___ DATASET ROWS

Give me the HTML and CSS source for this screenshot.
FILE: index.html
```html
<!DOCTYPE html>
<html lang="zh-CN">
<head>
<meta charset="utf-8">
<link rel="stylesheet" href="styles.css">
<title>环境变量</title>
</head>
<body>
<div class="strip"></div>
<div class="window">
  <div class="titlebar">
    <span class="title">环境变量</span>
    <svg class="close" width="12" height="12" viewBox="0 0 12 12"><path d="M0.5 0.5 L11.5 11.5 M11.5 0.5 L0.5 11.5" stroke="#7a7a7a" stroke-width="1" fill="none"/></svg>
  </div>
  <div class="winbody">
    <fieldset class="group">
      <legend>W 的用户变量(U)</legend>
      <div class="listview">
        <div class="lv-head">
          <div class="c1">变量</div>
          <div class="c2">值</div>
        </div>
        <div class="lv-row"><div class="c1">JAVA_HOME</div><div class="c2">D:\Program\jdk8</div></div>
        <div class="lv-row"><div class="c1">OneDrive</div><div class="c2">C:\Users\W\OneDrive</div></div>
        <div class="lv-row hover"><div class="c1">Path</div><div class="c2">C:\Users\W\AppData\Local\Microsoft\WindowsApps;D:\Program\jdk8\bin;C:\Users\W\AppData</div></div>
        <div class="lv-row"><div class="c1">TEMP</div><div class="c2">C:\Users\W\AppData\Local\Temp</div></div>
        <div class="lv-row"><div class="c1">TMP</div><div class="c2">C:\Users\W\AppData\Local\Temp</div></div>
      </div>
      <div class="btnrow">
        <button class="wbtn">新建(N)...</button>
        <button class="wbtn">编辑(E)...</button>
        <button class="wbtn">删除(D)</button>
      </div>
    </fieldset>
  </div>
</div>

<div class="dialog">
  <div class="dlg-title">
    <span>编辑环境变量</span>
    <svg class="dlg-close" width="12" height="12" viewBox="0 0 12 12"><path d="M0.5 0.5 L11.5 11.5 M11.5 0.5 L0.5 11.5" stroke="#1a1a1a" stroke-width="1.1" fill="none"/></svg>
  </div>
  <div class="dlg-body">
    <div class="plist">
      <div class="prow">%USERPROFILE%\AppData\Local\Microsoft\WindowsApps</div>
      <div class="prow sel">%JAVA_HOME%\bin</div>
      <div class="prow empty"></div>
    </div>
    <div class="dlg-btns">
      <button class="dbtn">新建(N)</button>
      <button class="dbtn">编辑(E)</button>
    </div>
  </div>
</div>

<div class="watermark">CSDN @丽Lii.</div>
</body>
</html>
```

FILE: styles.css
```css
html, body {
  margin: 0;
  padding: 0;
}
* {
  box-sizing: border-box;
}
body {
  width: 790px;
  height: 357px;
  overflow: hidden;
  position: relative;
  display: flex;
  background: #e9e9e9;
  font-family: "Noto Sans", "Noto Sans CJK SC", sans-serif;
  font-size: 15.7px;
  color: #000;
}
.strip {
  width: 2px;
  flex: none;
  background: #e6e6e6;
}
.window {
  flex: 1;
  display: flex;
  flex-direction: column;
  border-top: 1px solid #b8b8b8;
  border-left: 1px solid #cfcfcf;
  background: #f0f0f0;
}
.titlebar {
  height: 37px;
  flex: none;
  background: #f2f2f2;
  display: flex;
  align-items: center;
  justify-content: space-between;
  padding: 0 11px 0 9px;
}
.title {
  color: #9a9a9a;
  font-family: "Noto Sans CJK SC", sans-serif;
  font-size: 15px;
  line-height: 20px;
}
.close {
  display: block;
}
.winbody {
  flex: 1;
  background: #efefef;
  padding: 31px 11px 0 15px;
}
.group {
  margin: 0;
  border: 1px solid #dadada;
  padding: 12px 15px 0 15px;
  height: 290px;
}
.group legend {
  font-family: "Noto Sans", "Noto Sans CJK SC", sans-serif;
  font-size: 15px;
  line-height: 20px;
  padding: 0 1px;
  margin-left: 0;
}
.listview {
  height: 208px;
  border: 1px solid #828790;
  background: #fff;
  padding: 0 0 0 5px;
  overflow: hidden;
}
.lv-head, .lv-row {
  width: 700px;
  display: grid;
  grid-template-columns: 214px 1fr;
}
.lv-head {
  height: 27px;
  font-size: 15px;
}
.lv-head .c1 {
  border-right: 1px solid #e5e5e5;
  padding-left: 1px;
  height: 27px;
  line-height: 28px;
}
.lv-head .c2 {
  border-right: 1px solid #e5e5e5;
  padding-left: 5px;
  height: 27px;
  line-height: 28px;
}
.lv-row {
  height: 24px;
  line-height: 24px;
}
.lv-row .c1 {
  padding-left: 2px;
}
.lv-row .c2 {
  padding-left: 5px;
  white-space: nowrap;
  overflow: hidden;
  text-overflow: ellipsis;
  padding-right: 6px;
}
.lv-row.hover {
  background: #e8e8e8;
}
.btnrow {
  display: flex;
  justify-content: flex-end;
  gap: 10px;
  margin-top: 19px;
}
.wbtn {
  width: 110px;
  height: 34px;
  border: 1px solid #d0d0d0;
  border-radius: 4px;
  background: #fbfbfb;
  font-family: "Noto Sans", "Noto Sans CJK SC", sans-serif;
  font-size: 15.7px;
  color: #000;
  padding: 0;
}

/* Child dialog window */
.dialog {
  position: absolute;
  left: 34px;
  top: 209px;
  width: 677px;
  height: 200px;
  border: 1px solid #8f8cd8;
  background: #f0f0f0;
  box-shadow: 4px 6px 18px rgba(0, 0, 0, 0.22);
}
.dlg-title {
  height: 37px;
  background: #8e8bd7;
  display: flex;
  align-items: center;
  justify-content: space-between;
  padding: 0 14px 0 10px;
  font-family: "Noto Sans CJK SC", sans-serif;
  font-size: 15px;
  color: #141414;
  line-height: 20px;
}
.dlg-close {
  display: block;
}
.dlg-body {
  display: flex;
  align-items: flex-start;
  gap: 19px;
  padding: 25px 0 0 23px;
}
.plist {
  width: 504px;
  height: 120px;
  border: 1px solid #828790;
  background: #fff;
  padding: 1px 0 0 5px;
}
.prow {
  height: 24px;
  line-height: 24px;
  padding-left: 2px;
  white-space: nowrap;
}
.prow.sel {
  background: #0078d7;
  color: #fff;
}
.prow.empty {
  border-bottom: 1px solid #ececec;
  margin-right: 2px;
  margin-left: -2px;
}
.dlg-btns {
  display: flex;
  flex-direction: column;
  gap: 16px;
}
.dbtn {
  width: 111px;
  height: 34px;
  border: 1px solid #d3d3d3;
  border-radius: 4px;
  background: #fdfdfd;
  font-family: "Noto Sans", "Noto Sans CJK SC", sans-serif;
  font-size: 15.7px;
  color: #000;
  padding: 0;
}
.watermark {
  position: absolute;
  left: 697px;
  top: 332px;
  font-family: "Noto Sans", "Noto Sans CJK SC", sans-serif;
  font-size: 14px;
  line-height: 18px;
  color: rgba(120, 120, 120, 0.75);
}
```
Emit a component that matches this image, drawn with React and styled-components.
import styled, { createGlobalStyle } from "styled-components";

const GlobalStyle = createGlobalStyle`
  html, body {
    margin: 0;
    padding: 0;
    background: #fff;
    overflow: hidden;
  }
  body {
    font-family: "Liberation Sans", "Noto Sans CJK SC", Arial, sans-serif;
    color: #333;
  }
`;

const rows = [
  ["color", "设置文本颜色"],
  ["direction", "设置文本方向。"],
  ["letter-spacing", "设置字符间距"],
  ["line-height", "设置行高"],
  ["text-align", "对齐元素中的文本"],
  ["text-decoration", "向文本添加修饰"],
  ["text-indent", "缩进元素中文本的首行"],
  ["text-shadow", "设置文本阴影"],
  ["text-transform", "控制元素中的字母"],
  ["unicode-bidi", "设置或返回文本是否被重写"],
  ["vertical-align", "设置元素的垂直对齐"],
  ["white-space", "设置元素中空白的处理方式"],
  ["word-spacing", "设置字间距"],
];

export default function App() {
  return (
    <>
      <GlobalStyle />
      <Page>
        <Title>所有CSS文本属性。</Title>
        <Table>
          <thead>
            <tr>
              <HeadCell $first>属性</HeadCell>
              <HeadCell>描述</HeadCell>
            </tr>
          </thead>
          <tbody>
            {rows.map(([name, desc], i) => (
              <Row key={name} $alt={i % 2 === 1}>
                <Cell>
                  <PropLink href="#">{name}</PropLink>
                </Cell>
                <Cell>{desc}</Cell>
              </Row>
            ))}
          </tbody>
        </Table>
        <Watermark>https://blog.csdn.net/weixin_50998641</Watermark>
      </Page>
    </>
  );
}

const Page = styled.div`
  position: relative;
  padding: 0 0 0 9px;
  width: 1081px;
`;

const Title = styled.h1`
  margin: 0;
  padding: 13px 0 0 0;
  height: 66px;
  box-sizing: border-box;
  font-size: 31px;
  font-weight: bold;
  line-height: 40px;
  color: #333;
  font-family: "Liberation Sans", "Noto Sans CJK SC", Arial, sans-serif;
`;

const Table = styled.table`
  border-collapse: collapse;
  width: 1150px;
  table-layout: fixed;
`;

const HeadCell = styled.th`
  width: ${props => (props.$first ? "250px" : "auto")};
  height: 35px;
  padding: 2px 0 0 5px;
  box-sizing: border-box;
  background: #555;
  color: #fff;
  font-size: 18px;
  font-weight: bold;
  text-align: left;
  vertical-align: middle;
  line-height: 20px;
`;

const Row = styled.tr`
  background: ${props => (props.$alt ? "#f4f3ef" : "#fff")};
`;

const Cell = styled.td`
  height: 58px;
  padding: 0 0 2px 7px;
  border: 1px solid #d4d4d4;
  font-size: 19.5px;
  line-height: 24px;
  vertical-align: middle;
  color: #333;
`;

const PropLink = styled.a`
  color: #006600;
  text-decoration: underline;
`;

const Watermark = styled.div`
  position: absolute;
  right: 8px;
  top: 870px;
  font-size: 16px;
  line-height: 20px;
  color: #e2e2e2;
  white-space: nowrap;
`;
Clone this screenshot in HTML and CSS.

______

▸ STATED GOAL
Identify and list each line with the word "screenshot".

▸ TASK SOLUTION
Give me the HTML and CSS source for this screenshot.
Clone this screenshot in HTML and CSS.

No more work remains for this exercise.